Tafiti has not indicated any preference on his list of offers.

“If he goes to Notre Dame, that would be three ILH linebackers,” Debold said. “That would be cool. He’s more worried about the senior class, so much. He’s just so bummed for them with the way the season is going. He feels like they deserve it. That’s the kind of kid he is.”

Debold believes Tafiti will continue to raise the bar as he fills out.

“I met a lot of his uncles, talk about mass, and his dad is put together. I think Teva is going to get thick. He’s so young like Marist (Liufau), (who was) was 16-and-a-half as a senior. He got to Notre Dame and he’s eating steaks and potatoes on a regular basis,” he said.

Names like Tafiti, Mendiola-Jensen and Kia have landed on white boards in dozens of college coaches’ offices. They’ve been proactive in making contact with recruiters, particularly online.

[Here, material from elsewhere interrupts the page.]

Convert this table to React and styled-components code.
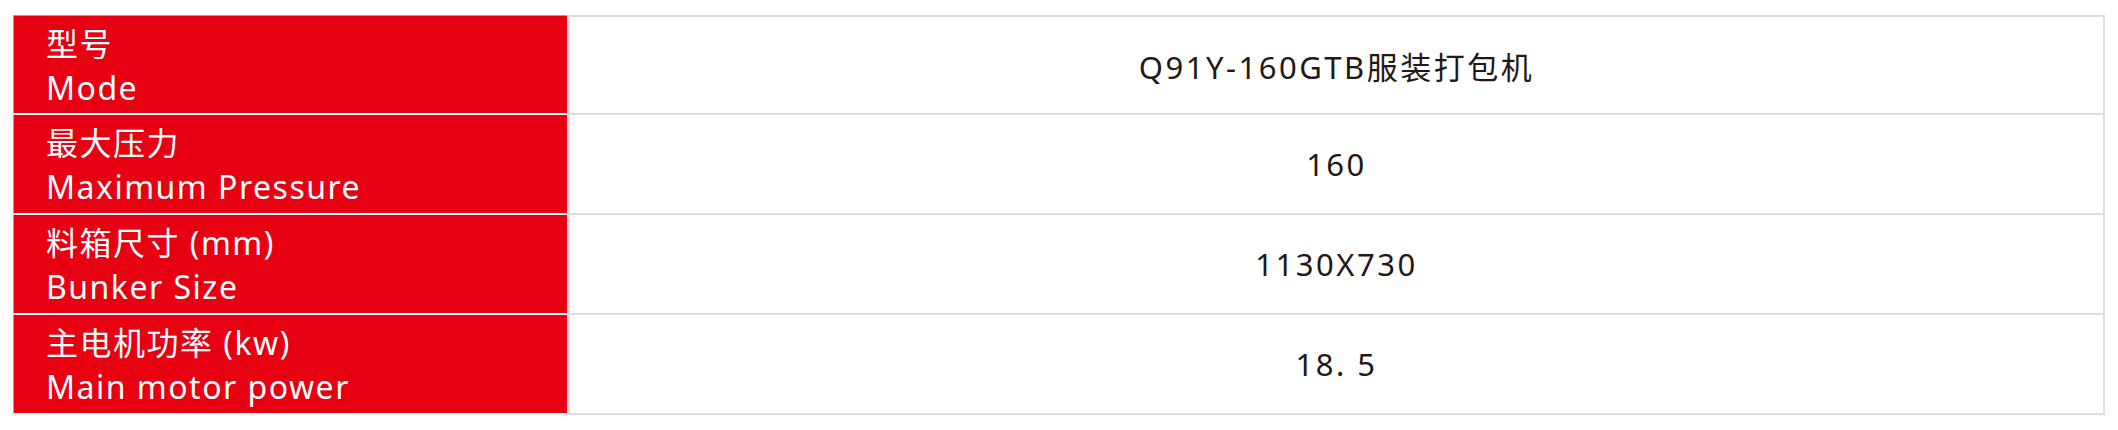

“Social media has a big impact. Players today can get their film and workouts on Twitter and tag coaches to see it,” Lau said. “Coaches don’t have to travel as far now to evaluate. It’s still important for student-athletes to have quality game film to confirm their workouts that they are putting out on social media. Another important issue is high school coaches, who will share important information regarding how the student-athlete is as a student, teammate and person.”

The Buffanblu staff is looking forward, and crossing their fingers, for the coming season.

“Teva’s motor sets him apart. It’s non-stop and relentless. You see this every day in practice. Every rep is 100 percent,” Lau added. “Everyone can improve their game. That’s the scary part. Teva’s best football is still ahead of him.”


  1. yah you August 27, 2020 7:55 am

    I love watching this kid, they say he very humble and gives 100% to everything he does, cant wait to see him in the next level. Does anyone know who his dad is ? is it the Tafiti’s from Waianae?

  2. Paul Honda August 28, 2020 2:17 pm

    Tevarua Tafiti’s father is Matthew, who played at Waianae. You nailed it, bull’s eye!